The request: Below are records; print only the lines from the line containing "Output the component" to the end, both included, reproduced exactly and without the pictures.

::: Material

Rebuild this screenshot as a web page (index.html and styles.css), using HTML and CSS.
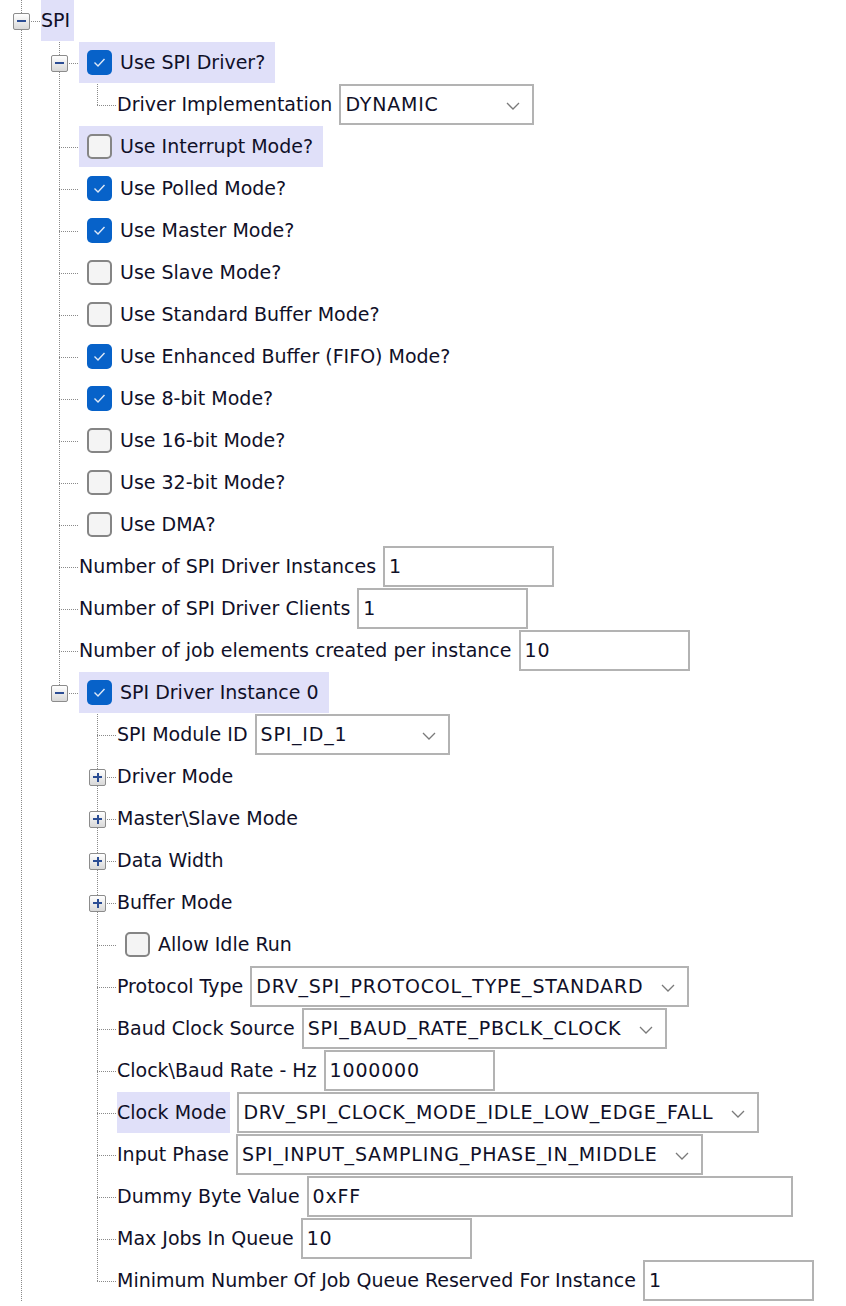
FILE: index.html
```html
<!DOCTYPE html>
<html>
<head>
<meta charset="utf-8">
<link rel="stylesheet" href="styles.css">
</head>
<body>
<div class="tree">
  <div class="row"><span class="c tee"><span class="exp minus"></span></span><div class="node hl"><span class="tx">SPI</span></div></div>

  <div class="row"><span class="c pipe"></span><span class="c tee"><span class="exp minus"></span></span><div class="node hl cbhl"><span class="cb on"><svg viewBox="0 0 25 25"><path d="M7.5 12.5l3.5 3.5 6.5-7"/></svg></span><span class="tx">Use SPI Driver?</span></div></div>
  <div class="row"><span class="c pipe"></span><span class="c pipe"></span><span class="c elbow"></span><div class="node"><span class="tx">Driver Implementation</span><span class="fld combo cw"><span class="val">DYNAMIC</span><svg class="chev" viewBox="0 0 14 8"><path d="M1 1l6 6 6-6"/></svg></span></div></div>
  <div class="row"><span class="c pipe"></span><span class="c tee"></span><div class="node hl cbhl"><span class="cb"></span><span class="tx">Use Interrupt Mode?</span></div></div>
  <div class="row"><span class="c pipe"></span><span class="c tee"></span><div class="node"><span class="cb on"><svg viewBox="0 0 25 25"><path d="M7.5 12.5l3.5 3.5 6.5-7"/></svg></span><span class="tx">Use Polled Mode?</span></div></div>
  <div class="row"><span class="c pipe"></span><span class="c tee"></span><div class="node"><span class="cb on"><svg viewBox="0 0 25 25"><path d="M7.5 12.5l3.5 3.5 6.5-7"/></svg></span><span class="tx">Use Master Mode?</span></div></div>
  <div class="row"><span class="c pipe"></span><span class="c tee"></span><div class="node"><span class="cb"></span><span class="tx">Use Slave Mode?</span></div></div>
  <div class="row"><span class="c pipe"></span><span class="c tee"></span><div class="node"><span class="cb"></span><span class="tx">Use Standard Buffer Mode?</span></div></div>
  <div class="row"><span class="c pipe"></span><span class="c tee"></span><div class="node"><span class="cb on"><svg viewBox="0 0 25 25"><path d="M7.5 12.5l3.5 3.5 6.5-7"/></svg></span><span class="tx">Use Enhanced Buffer (FIFO) Mode?</span></div></div>
  <div class="row"><span class="c pipe"></span><span class="c tee"></span><div class="node"><span class="cb on"><svg viewBox="0 0 25 25"><path d="M7.5 12.5l3.5 3.5 6.5-7"/></svg></span><span class="tx">Use 8-bit Mode?</span></div></div>
  <div class="row"><span class="c pipe"></span><span class="c tee"></span><div class="node"><span class="cb"></span><span class="tx">Use 16-bit Mode?</span></div></div>
  <div class="row"><span class="c pipe"></span><span class="c tee"></span><div class="node"><span class="cb"></span><span class="tx">Use 32-bit Mode?</span></div></div>
  <div class="row"><span class="c pipe"></span><span class="c tee"></span><div class="node"><span class="cb"></span><span class="tx">Use DMA?</span></div></div>
  <div class="row"><span class="c pipe"></span><span class="c tee"></span><div class="node"><span class="tx">Number of SPI Driver Instances</span><span class="fld w171"><span class="val">1</span></span></div></div>
  <div class="row"><span class="c pipe"></span><span class="c tee"></span><div class="node"><span class="tx">Number of SPI Driver Clients</span><span class="fld w171"><span class="val">1</span></span></div></div>
  <div class="row"><span class="c pipe"></span><span class="c tee"></span><div class="node"><span class="tx">Number of job elements created per instance</span><span class="fld w171"><span class="val">10</span></span></div></div>
  <div class="row"><span class="c pipe"></span><span class="c elbow"><span class="exp minus"></span></span><div class="node hl cbhl"><span class="cb on"><svg viewBox="0 0 25 25"><path d="M7.5 12.5l3.5 3.5 6.5-7"/></svg></span><span class="tx">SPI Driver Instance 0</span></div></div>

  <div class="row"><span class="c pipe"></span><span class="c"></span><span class="c tee"></span><div class="node"><span class="tx">SPI Module ID</span><span class="fld combo cw"><span class="val">SPI_ID_1</span><svg class="chev" viewBox="0 0 14 8"><path d="M1 1l6 6 6-6"/></svg></span></div></div>
  <div class="row"><span class="c pipe"></span><span class="c"></span><span class="c tee"><span class="exp plus"></span></span><div class="node"><span class="tx">Driver Mode</span></div></div>
  <div class="row"><span class="c pipe"></span><span class="c"></span><span class="c tee"><span class="exp plus"></span></span><div class="node"><span class="tx">Master\Slave Mode</span></div></div>
  <div class="row"><span class="c pipe"></span><span class="c"></span><span class="c tee"><span class="exp plus"></span></span><div class="node"><span class="tx">Data Width</span></div></div>
  <div class="row"><span class="c pipe"></span><span class="c"></span><span class="c tee"><span class="exp plus"></span></span><div class="node"><span class="tx">Buffer Mode</span></div></div>
  <div class="row"><span class="c pipe"></span><span class="c"></span><span class="c tee"></span><div class="node"><span class="cb"></span><span class="tx">Allow Idle Run</span></div></div>
  <div class="row"><span class="c pipe"></span><span class="c"></span><span class="c tee"></span><div class="node"><span class="tx">Protocol Type</span><span class="fld combo"><span class="val">DRV_SPI_PROTOCOL_TYPE_STANDARD</span><svg class="chev" viewBox="0 0 14 8"><path d="M1 1l6 6 6-6"/></svg></span></div></div>
  <div class="row"><span class="c pipe"></span><span class="c"></span><span class="c tee"></span><div class="node"><span class="tx">Baud Clock Source</span><span class="fld combo"><span class="val">SPI_BAUD_RATE_PBCLK_CLOCK</span><svg class="chev" viewBox="0 0 14 8"><path d="M1 1l6 6 6-6"/></svg></span></div></div>
  <div class="row"><span class="c pipe"></span><span class="c"></span><span class="c tee"></span><div class="node"><span class="tx">Clock\Baud Rate - Hz</span><span class="fld w171"><span class="val">1000000</span></span></div></div>
  <div class="row"><span class="c pipe"></span><span class="c"></span><span class="c tee"></span><div class="node"><span class="tx hl">Clock Mode</span><span class="fld combo"><span class="val">DRV_SPI_CLOCK_MODE_IDLE_LOW_EDGE_FALL</span><svg class="chev" viewBox="0 0 14 8"><path d="M1 1l6 6 6-6"/></svg></span></div></div>
  <div class="row"><span class="c pipe"></span><span class="c"></span><span class="c tee"></span><div class="node"><span class="tx">Input Phase</span><span class="fld combo"><span class="val">SPI_INPUT_SAMPLING_PHASE_IN_MIDDLE</span><svg class="chev" viewBox="0 0 14 8"><path d="M1 1l6 6 6-6"/></svg></span></div></div>
  <div class="row"><span class="c pipe"></span><span class="c"></span><span class="c tee"></span><div class="node"><span class="tx">Dummy Byte Value</span><span class="fld w486"><span class="val">0xFF</span></span></div></div>
  <div class="row"><span class="c pipe"></span><span class="c"></span><span class="c tee"></span><div class="node"><span class="tx">Max Jobs In Queue</span><span class="fld w171"><span class="val">10</span></span></div></div>
  <div class="row"><span class="c pipe"></span><span class="c"></span><span class="c elbow"></span><div class="node"><span class="tx">Minimum Number Of Job Queue Reserved For Instance</span><span class="fld w171"><span class="val">1</span></span></div></div>
</div>
</body>
</html>
```

FILE: styles.css
```css
html, body {
  margin: 0;
  padding: 0;
  background: #ffffff;
}
body {
  font-family: "DejaVu Sans", "Liberation Sans", sans-serif;
  font-size: 19px;
  color: #101028;
  width: 846px;
  height: 1306px;
  overflow: hidden;
}
.tree {
  padding-left: 2px;
}
.row {
  display: flex;
  height: 42px;
}
.c {
  flex: none;
  width: 38px;
  position: relative;
}
.c.pipe::before,
.c.tee::before,
.c.elbow::before {
  content: "";
  position: absolute;
  left: 19px;
  top: 0;
  width: 1px;
  height: 42px;
  background: repeating-linear-gradient(to bottom, #8a8a8a 0 1px, transparent 1px 2px);
}
.c.elbow::before {
  height: 22px;
}
.c.tee::after,
.c.elbow::after {
  content: "";
  position: absolute;
  left: 19px;
  right: -1px;
  top: 21px;
  height: 1px;
  background: repeating-linear-gradient(to right, #8a8a8a 0 1px, transparent 1px 2px);
}
.exp {
  position: absolute;
  z-index: 2;
  left: 11px;
  top: 13px;
  width: 17px;
  height: 17px;
  box-sizing: border-box;
  border: 1px solid #8c8c8c;
  border-radius: 2px;
  background: linear-gradient(#ffffff, #d8d8d8);
}
.exp::before {
  content: "";
  position: absolute;
  left: 3px;
  top: 6px;
  width: 9px;
  height: 2px;
  background: #2b4d94;
}
.exp.plus::after {
  content: "";
  position: absolute;
  left: 6.5px;
  top: 2.5px;
  width: 2px;
  height: 9px;
  background: #2b4d94;
}
.node {
  display: flex;
  align-items: center;
  height: 41px;
  margin-left: 1px;
  white-space: nowrap;
}
.node.hl {
  background: #e0e0f9;
  padding-right: 4px;
}
.node.hl.cbhl {
  padding-right: 10px;
}
.tx {
  display: flex;
  align-items: center;
  height: 41px;
  padding-bottom: 2px;
  box-sizing: border-box;
}
.tx.hl {
  background: #e0e0f9;
  padding-right: 4px;
}
.cb {
  flex: none;
  width: 25px;
  height: 25px;
  box-sizing: border-box;
  margin-left: 8px;
  margin-right: 8px;
  border: 2px solid #858585;
  border-radius: 5px;
  background: #f4f4f4;
}
.cb.on {
  border: none;
  background: #0762c9;
}
.cb svg {
  display: block;
  width: 25px;
  height: 25px;
}
.cb svg path {
  fill: none;
  stroke: #dfe9f7;
  stroke-width: 1.4;
}
.fld {
  flex: none;
  display: flex;
  align-items: center;
  height: 41px;
  box-sizing: border-box;
  margin-left: 7px;
  padding-left: 4px;
  padding-bottom: 2px;
  border: 2px solid #b3b3b3;
  background: #ffffff;
}
.val {
  letter-spacing: 0.8px;
}
.w171 {
  width: 171px;
}
.w486 {
  width: 486px;
}
.cw {
  width: 195px;
}
.chev {
  flex: none;
  width: 14px;
  height: 8px;
  margin-left: auto;
  padding-left: 18px;
  margin-right: 12px;
  margin-top: 4px;
}
.chev path {
  fill: none;
  stroke: #7a7a7a;
  stroke-width: 1.3;
}
```
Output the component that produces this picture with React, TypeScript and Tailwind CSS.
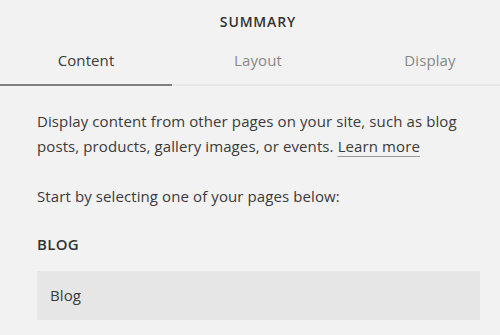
const tabs = ['Content', 'Layout', 'Display'];

export default function App() {
  return (
    <div className="w-[500px] h-[335px] overflow-hidden bg-[#f2f2f2]">
      <div className="w-[516px] font-['Open_Sans',sans-serif] text-[#3a3a3a] tracking-[0.1px]">
        {/* Header */}
        <div className="pt-[13px] text-center text-[14px] leading-[18px] font-semibold tracking-[0.06em] text-[#333]">
          SUMMARY
        </div>

        {/* Tabs */}
        <div className="mt-[19px] flex border-b-2 border-[#e8e8e8]">
          {tabs.map((tab, i) => (
            <div
              key={tab}
              className={
                i === 0
                  ? 'w-[172px] -mb-[2px] pb-[14px] text-center text-[15px] leading-[20px] text-[#3a3a3a] border-b-2 border-[#808080]'
                  : 'w-[172px] pb-[14px] text-center text-[15px] leading-[20px] text-[#888]'
              }
            >
              {tab}
            </div>
          ))}
        </div>

        {/* Body */}
        <div className="pl-[37px] pr-[36px]">
          <p className="mt-[23px] text-[15px] leading-[25px]">
            Display content from other pages on your site, such as blog posts, products, gallery images, or events.{' '}
            <a className="underline decoration-[#999] underline-offset-[4px]">Learn more</a>
          </p>
          <p className="mt-[25px] text-[15px] leading-[25px]">Start by selecting one of your pages below:</p>

          <div className="mt-[23px] text-[15px] leading-[25px] font-semibold tracking-[0.02em] text-[#333]">BLOG</div>

          <div className="mt-[14px] h-[49px] flex items-center px-[13px] bg-[#e6e6e6] text-[15px]">Blog</div>
        </div>
      </div>
    </div>
  );
}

::::::

Response to the task:
Output the component that produces this picture with React, TypeScript and Tailwind CSS.
const tabs = ['Content', 'Layout', 'Display'];

export default function App() {
  return (
    <div className="w-[500px] h-[335px] overflow-hidden bg-[#f2f2f2]">
      <div className="w-[516px] font-['Open_Sans',sans-serif] text-[#3a3a3a] tracking-[0.1px]">
        {/* Header */}
        <div className="pt-[13px] text-center text-[14px] leading-[18px] font-semibold tracking-[0.06em] text-[#333]">
          SUMMARY
        </div>

        {/* Tabs */}
        <div className="mt-[19px] flex border-b-2 border-[#e8e8e8]">
          {tabs.map((tab, i) => (
            <div
              key={tab}
              className={
                i === 0
                  ? 'w-[172px] -mb-[2px] pb-[14px] text-center text-[15px] leading-[20px] text-[#3a3a3a] border-b-2 border-[#808080]'
                  : 'w-[172px] pb-[14px] text-center text-[15px] leading-[20px] text-[#888]'
              }
            >
              {tab}
            </div>
          ))}
        </div>

        {/* Body */}
        <div className="pl-[37px] pr-[36px]">
          <p className="mt-[23px] text-[15px] leading-[25px]">
            Display content from other pages on your site, such as blog posts, products, gallery images, or events.{' '}
            <a className="underline decoration-[#999] underline-offset-[4px]">Learn more</a>
          </p>
          <p className="mt-[25px] text-[15px] leading-[25px]">Start by selecting one of your pages below:</p>

          <div className="mt-[23px] text-[15px] leading-[25px] font-semibold tracking-[0.02em] text-[#333]">BLOG</div>

          <div className="mt-[14px] h-[49px] flex items-center px-[13px] bg-[#e6e6e6] text-[15px]">Blog</div>
        </div>
      </div>
    </div>
  );
}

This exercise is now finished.